It’s not often that Britain’s regulators stick their head above the parapet to criticise each other. But yesterday Alex Chisholm, the chief executive of the Competition and Markets Authority, chucked a welcome hand grenade into the debate over London’s taxi market.
The capital’s cabbies have been up in arms over the growth of private hire apps like Uber which have been muscling in on their patch by offering lower prices at the touch of a smartphone button.
In September Transport for London relented to pressure and published a list of proposed regulations which could stop the apps in their tracks. These include forcing drivers to wait for 5 minutes before collecting a fare and forcing them to allow advance bookings, which Uber doesn’t currently do.
It’s hard to see how any of these things will improve the lives of consumers, so it’s not surprising to learn that Chisholm disagrees with them. What is surprising is just how vocal he is being. ‘We do not serve the interests of the public or the wider economy if we slam on the brakes,’ Chisholm wrote in a Financial Times op-ed, adding that TfL’s proposals would ‘artificially restrict competition’ and prevent developments that would be beneficial for the consumer.
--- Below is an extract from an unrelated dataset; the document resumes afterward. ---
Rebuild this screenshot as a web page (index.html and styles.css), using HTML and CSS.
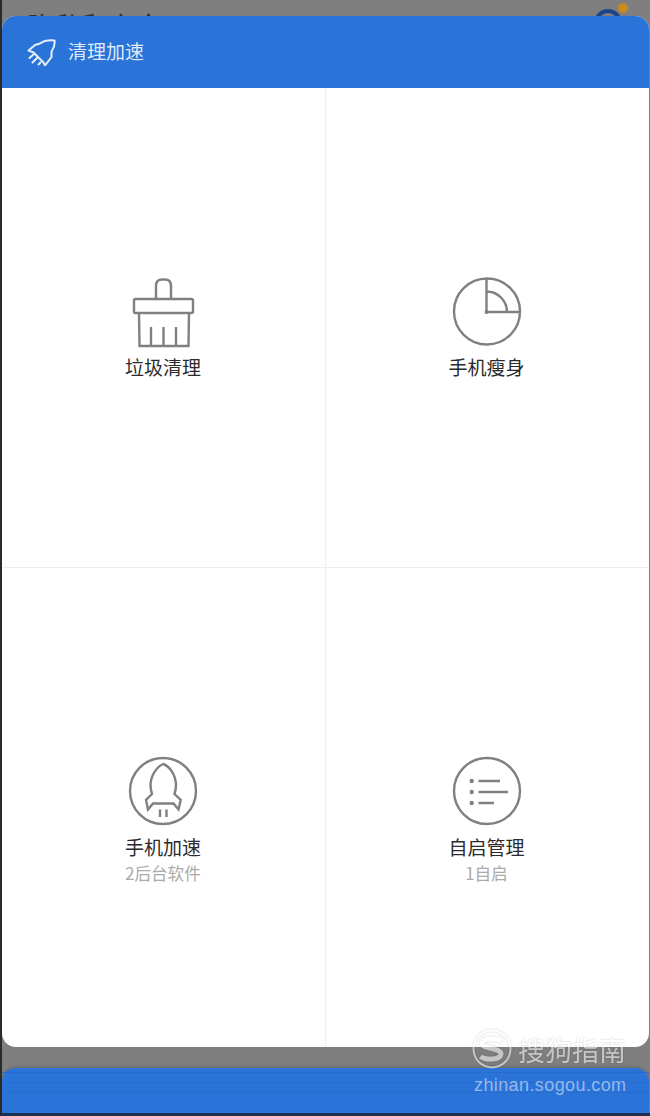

‘New taxi business models have the potential to increase choice and deliver what passengers want: shorter waiting times, lower prices and increased responsiveness,’ he wrote. ‘But the proposed rules would undo much of what is novel about these businesses.’
The CMA can often seem like a hindrance to businesses, slowing down takeovers and demanding concessions. But in this instance Chisholm is spot on. If it has consumers' interests at heart then TfL would be wise to heed his words.